I should think the interests of your father's girlfriend/their child will be protected if it is set out that way in his will. The will, if well written, should lay out your father's wishes and the executor's job is to carry out those wishes - not put them up for discussion!

Your father is entitled to leave his estate to anyone (or multiple people/charities, etc) he pleases - assuming he's of sound mind. I'm sure we all recall hearing of people who left their estates to their cats, or some such. It may be bizarre to do something like that, but it's perfectly legal - and here's the point I should state that I am not legally trained, but am speaking from personal experience.

A solicitor can tell you about how/if a will can be legally contested (if that's what your father fears).

stleger · 16/06/2005 17:25

Has the will been drawn up by a solicitor, bearing in mind the various parties who might feel the need to contest it? The amount of money saved by using a statioery shop will is insignificant compared to the costs of a disputed will. (My solicitor recently bought a holiday cottage which she swears is from such work - her motto is where there's a will there's a family).

wilbur · 16/06/2005 17:35

donbean, I have recently acted as executor of my father's estate jointly with my sister. His was relatively straightforward and even then it has taken us nearly two years to get everything sorted out. A good, unflappable solicitor who will advise and hand-hold is definitely a good idea, and I also bought a very useful book called something like The Which Guide to Wills and Administering an Estate which basically tells you your duties and all the steps that you and/or the solicitor will have to go through.

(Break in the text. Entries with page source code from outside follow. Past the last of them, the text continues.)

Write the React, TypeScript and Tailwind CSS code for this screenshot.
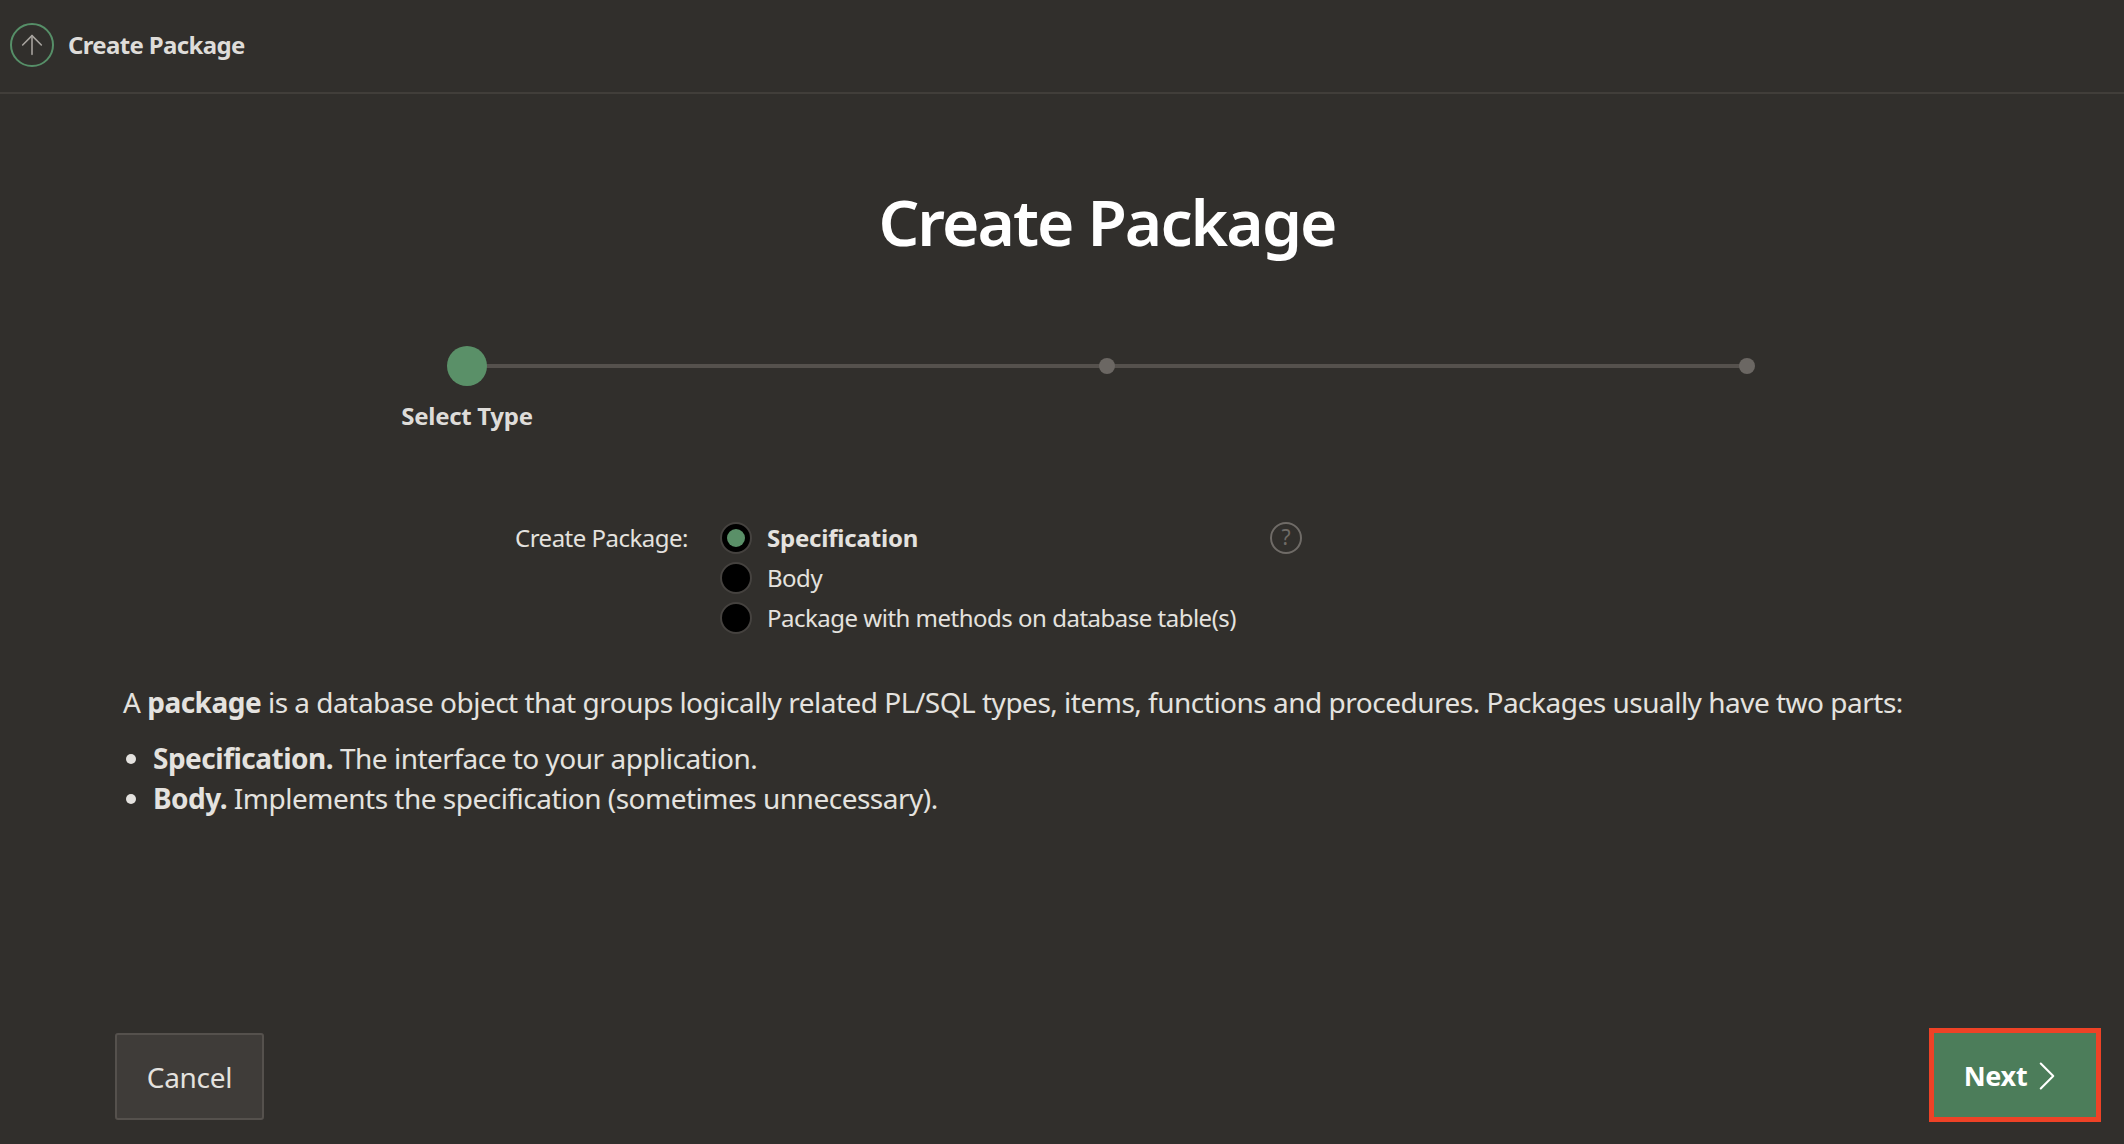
import React from "react";
import { ArrowUp, ChevronRight } from "lucide-react";

const options = [
  { label: "Specification", checked: true },
  { label: "Body", checked: false },
  { label: "Package with methods on database table(s)", checked: false },
];

const Radio = ({ label, checked }: { label: string; checked: boolean }) => (
  <div className="flex h-10 items-center">
    <span className="flex h-[32px] w-[32px] items-center justify-center rounded-full border-2 border-[#45423f] bg-black">
      {checked && <span className="h-[18px] w-[18px] rounded-full bg-[#5a9068]" />}
    </span>
    <span className={`ml-[15px] text-[24px] whitespace-nowrap text-[#e4e2df] ${checked ? "font-bold tracking-[-0.2px]" : "tracking-[-0.5px]"}`}>
      {label}
    </span>
  </div>
);

const App = () => {
  return (
    <div className="flex h-[1144px] w-[2124px] flex-col overflow-hidden bg-[#312f2c] font-['Noto_Sans',sans-serif] text-[#e4e2df]">
      <header className="flex h-[94px] shrink-0 items-center border-b-2 border-[#413e3a] pb-[3px] pl-[10px]">
        <span className="flex h-[44px] w-[44px] items-center justify-center rounded-full border-2 border-[#568f68] text-[#a7a39e]">
          <ArrowUp size={32} strokeWidth={1.2} />
        </span>
        <span className="ml-[14px] text-[24px] font-bold tracking-[-0.65px] text-[#dedcd9]">Create Package</span>
      </header>

      <h1 className="mt-[84px] pl-[90px] text-center text-[64px] leading-[88px] font-semibold tracking-[-1.9px] text-white">
        Create Package
      </h1>

      <div className="relative mt-[80px] ml-[447px] h-[40px] w-[1308px]">
        <div className="absolute top-[18px] left-[20px] h-[4px] w-[1280px] bg-[#55514d]" />
        <span className="absolute top-0 left-0 h-[40px] w-[40px] rounded-full bg-[#5a9068]" />
        <span className="absolute top-[12px] left-[652px] h-[16px] w-[16px] rounded-full bg-[#6b6763]" />
        <span className="absolute top-[12px] left-[1292px] h-[16px] w-[16px] rounded-full bg-[#6b6763]" />
        <span className="absolute top-[52px] left-[20px] -translate-x-1/2 text-[24px] font-bold tracking-[-0.3px] whitespace-nowrap text-[#dedcd9]">
          Select Type
        </span>
      </div>

      <div className="mt-[132px] flex items-start pl-[515px]">
        <label className="flex h-10 w-[173px] items-center text-[24px] tracking-[-0.5px] whitespace-nowrap">Create Package:</label>
        <div className="ml-[32px] w-[550px]">
          {options.map((o) => (
            <Radio key={o.label} label={o.label} checked={o.checked} />
          ))}
        </div>
        <span className="mt-[4px] flex h-[32px] w-[32px] items-center justify-center rounded-full border-2 border-[#6f6b67] text-[21px] text-[#6f6b67]">
          ?
        </span>
      </div>

      <div className="mt-[44px] pl-[123px] text-[28px] tracking-[-0.5px]">
        <p className="leading-[40px]">
          A <b>package</b> is a database object that groups logically related PL/SQL types, items, functions and procedures. Packages usually have two parts:
        </p>
        <ul className="mt-[16px] list-disc pl-[30px] leading-[40px]">
          <li><b>Specification.</b> The interface to your application.</li>
          <li><b>Body.</b> Implements the specification (sometimes unnecessary).</li>
        </ul>
      </div>

      <footer className="mt-auto mb-[22px] flex items-center justify-between pr-[23px] pl-[115px]">
        <button className="mt-[2px] h-[87px] w-[149px] rounded-[3px] border-2 border-[#55514d] bg-[#3f3c39] pt-[1px] text-[28px] tracking-[-0.3px] text-[#e4e2df]">
          Cancel
        </button>
        <button className="flex h-[94px] w-[172px] items-center justify-center border-[5px] border-[#ee4226] bg-[#4c7d5a] pt-[2px] pr-[4px] text-[27px] font-bold tracking-[-0.3px] text-white">
          Next
          <ChevronRight size={50} strokeWidth={1} className="-mr-[10px] ml-[-5px]" />
        </button>
      </footer>
    </div>
  );
};

export default App;
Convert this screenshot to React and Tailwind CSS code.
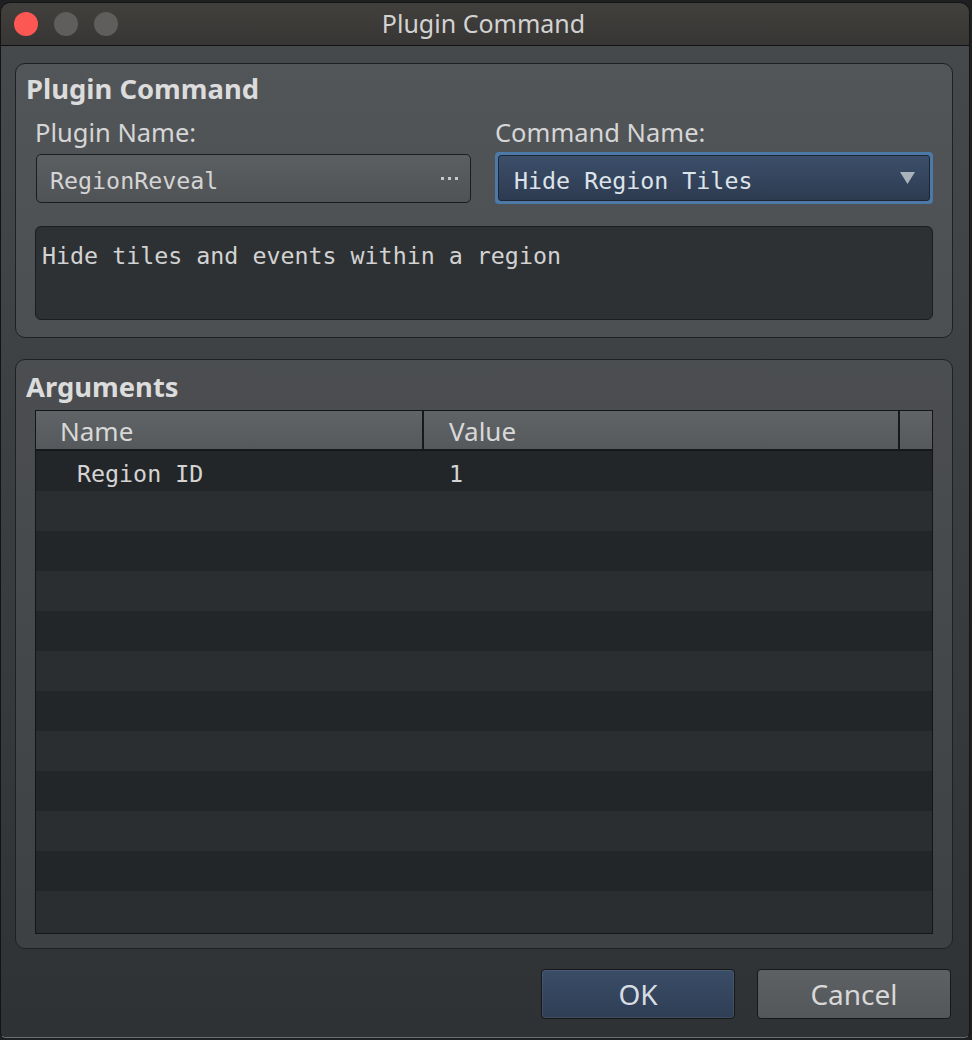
export default function App() {
  const sans = { fontFamily: '"Noto Sans", "Open Sans", sans-serif' };
  const mono = { fontFamily: '"DejaVu Sans Mono", "Liberation Mono", monospace' };
  const rows = Array.from({ length: 12 });
  return (
    <div className="w-[972px] h-[1040px] bg-[#1f2022] pt-[2px] overflow-hidden" style={sans}>
      <div className="w-[970px] h-[1036px] rounded-t-[10px] rounded-b-[6px] border border-[#141414] border-b-[#6a6d70] flex flex-col overflow-hidden">
        {/* Title bar */}
        <div className="relative h-[43px] shrink-0 bg-gradient-to-b from-[#42403d] to-[#383634] border-b border-[#111] flex items-center justify-center">
          <div className="absolute left-[13px] top-[9px] flex gap-[16px]">
            <div className="w-[24px] h-[24px] rounded-full bg-[#fc5753]" />
            <div className="w-[24px] h-[24px] rounded-full bg-[#5f5e5c]" />
            <div className="w-[24px] h-[24px] rounded-full bg-[#5f5e5c]" />
          </div>
          <span className="text-[25px] text-[#d2d2d2] leading-none -mt-[1px] -ml-[3px]">Plugin Command</span>
        </div>
        {/* Body */}
        <div className="flex-1 bg-gradient-to-b from-[#46494c] to-[#2f3235] pl-[14px] pr-[16px] pt-[17px] flex flex-col">
          {/* Group 1 */}
          <div className="h-[275px] rounded-[10px] border border-[#1e2022] bg-white/[0.07] flex flex-col">
            <div className="pl-[10px] pt-[10px] h-[30px] box-content text-[27.4px] font-bold leading-[30px] text-[#dcdcdc]">Plugin Command</div>
            <div className="px-[19px] grid grid-cols-[437px_438px] gap-x-[23px] mt-[15px]">
              <div className="h-[26px] leading-[26px] text-[25.5px] text-[#d6d6d6]">Plugin Name:</div>
              <div className="h-[26px] leading-[26px] text-[25.5px] text-[#d6d6d6]">Command Name:</div>
              <div className="h-[52px] mt-[7px] flex items-center">
                <div className="ml-[1px] w-[435px] h-[49px] rounded-[5px] border border-[#1a1c1e] bg-gradient-to-b from-[#5c5f62] to-[#505356] flex items-center pl-[13px] pr-[12px]">
                  <span className="flex-1 text-[23.3px] text-[#d4d4d4] leading-none pt-[5px]" style={mono}>RegionReveal</span>
                  <span className="flex gap-[4px] items-center">
                    <span className="w-[3px] h-[3px] bg-[#c8c8c8]" />
                    <span className="w-[3px] h-[3px] bg-[#c8c8c8]" />
                    <span className="w-[3px] h-[3px] bg-[#c8c8c8]" />
                  </span>
                </div>
              </div>
              <div className="h-[52px] mt-[7px] rounded-[4px] bg-[#4d79a9] p-[3px]">
                <div className="w-full h-full rounded-[3px] border border-[#1d2633] bg-gradient-to-b from-[#3c4f6a] to-[#2d3b50] flex items-center pl-[15px] pr-[14px]">
                  <span className="flex-1 text-[23.3px] text-[#dde3ea] leading-none pt-[5px]" style={mono}>Hide Region Tiles</span>
                  <svg width="15" height="12" viewBox="0 0 15 12">
                    <polygon points="0,0 15,0 7.5,12" fill="#aab2bc" />
                  </svg>
                </div>
              </div>
            </div>
            <div className="mx-[19px] mt-[22px] h-[94px] rounded-[6px] border border-[#1b1d1f] bg-[#2e3134] pl-[6px] pt-[15px]">
              <div className="text-[23.3px] leading-[28px] text-[#d2d2d2]" style={mono}>Hide tiles and events within a region</div>
            </div>
          </div>
          {/* Group 2 */}
          <div className="mt-[21px] h-[590px] rounded-[10px] border border-[#1e2022] bg-white/[0.065] flex flex-col">
            <div className="pl-[10px] pt-[12px] h-[30px] box-content text-[27.4px] font-bold leading-[30px] text-[#dcdcdc]">Arguments</div>
            <div className="mx-[19px] mt-[8px] h-[524px] border border-[#131517] bg-[#2b2e31] flex flex-col overflow-hidden">
              <div className="h-[40px] shrink-0 flex bg-gradient-to-b from-[#606467] to-[#56595c] border-b-[2px] border-[#16181a] text-[26px] text-[#d8d8d8]">
                <div className="w-[388px] border-r-[2px] border-[#16181a] pl-[24px] leading-[40px]">Name</div>
                <div className="w-[476px] border-r-[2px] border-[#16181a] pl-[25px] leading-[40px]">Value</div>
                <div className="flex-1" />
              </div>
              {rows.map((_, i) => (
                <div key={i} className={`h-[40px] shrink-0 flex items-center ${i % 2 === 0 ? 'bg-[#232629]' : 'bg-[#2b2e31]'}`}>
                  {i === 0 && (
                    <>
                      <div className="w-[388px] pl-[41px] text-[23.3px] text-[#d4d4d4] pt-[6px] leading-none" style={mono}>Region ID</div>
                      <div className="pl-[25px] text-[23.3px] text-[#d4d4d4] pt-[6px] leading-none" style={mono}>1</div>
                    </>
                  )}
                </div>
              ))}
            </div>
          </div>
          {/* Buttons */}
          <div className="mt-[20px] flex justify-end gap-[22px] pr-[2px]">
            <button className="w-[194px] h-[50px] rounded-[4px] border border-[#16181a] bg-gradient-to-b from-[#3a4d67] to-[#2f3e55] shadow-[inset_0_0_0_1px_rgba(255,255,255,0.08)] text-[28px] leading-none text-[#d8dde3]">OK</button>
            <button className="w-[194px] h-[50px] rounded-[4px] border border-[#16181a] bg-gradient-to-b from-[#5e6164] to-[#54575a] text-[28px] leading-none text-[#d8d8d8]">Cancel</button>
          </div>
        </div>
      </div>
    </div>
  );
}
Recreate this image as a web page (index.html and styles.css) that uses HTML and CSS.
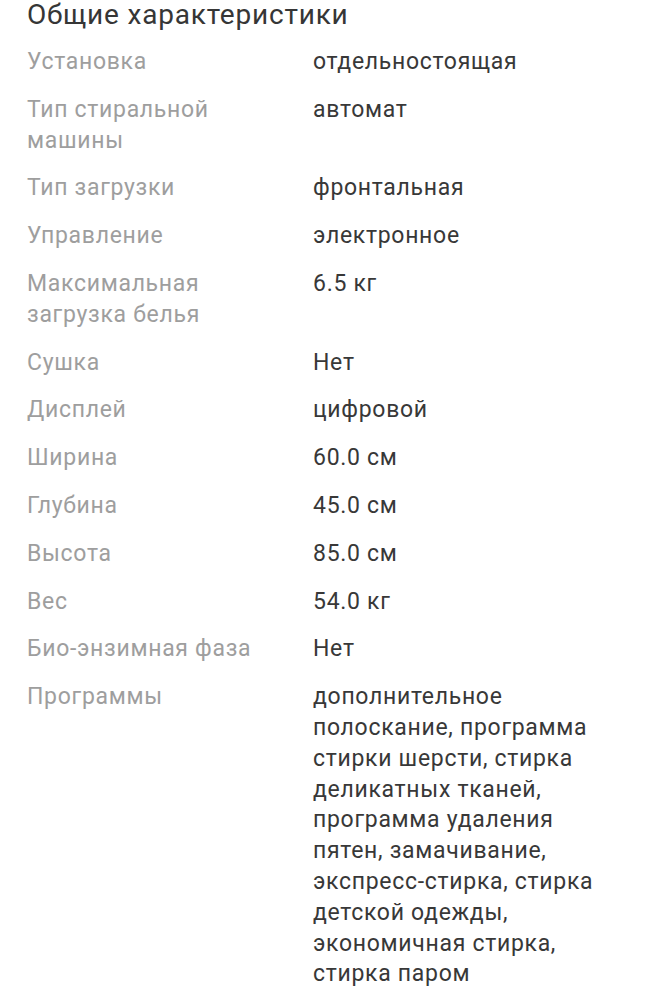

If your family situation is complicated, it is still far better to be an executor than not, so you have an equal say.

Donbean · 16/06/2005 18:08

As far as i know the will has been drawn up by one of those companies which advertise on the back of receipts.
That is scary Wibur, that it took 2 years to sort a straight forward will, for you.
This is a very complex situation for me due to family dynamics and unresolved family issues (not on my behalf, i hasten to add).
As i see it, it will mean me, fighting my dads corner against the rest of my family, that is a position that i do not relish and feel very uncomfortable about.
This coupled with two people (the other exsecutors) who have got personal problems and may be no use to us in a supportive capacity.
I still feel strongly that the first port of call will be to have an in depth discussion with my dad and highlight these concerns that i have.
He will understand completely and may be able to explain things to clarify these points for me.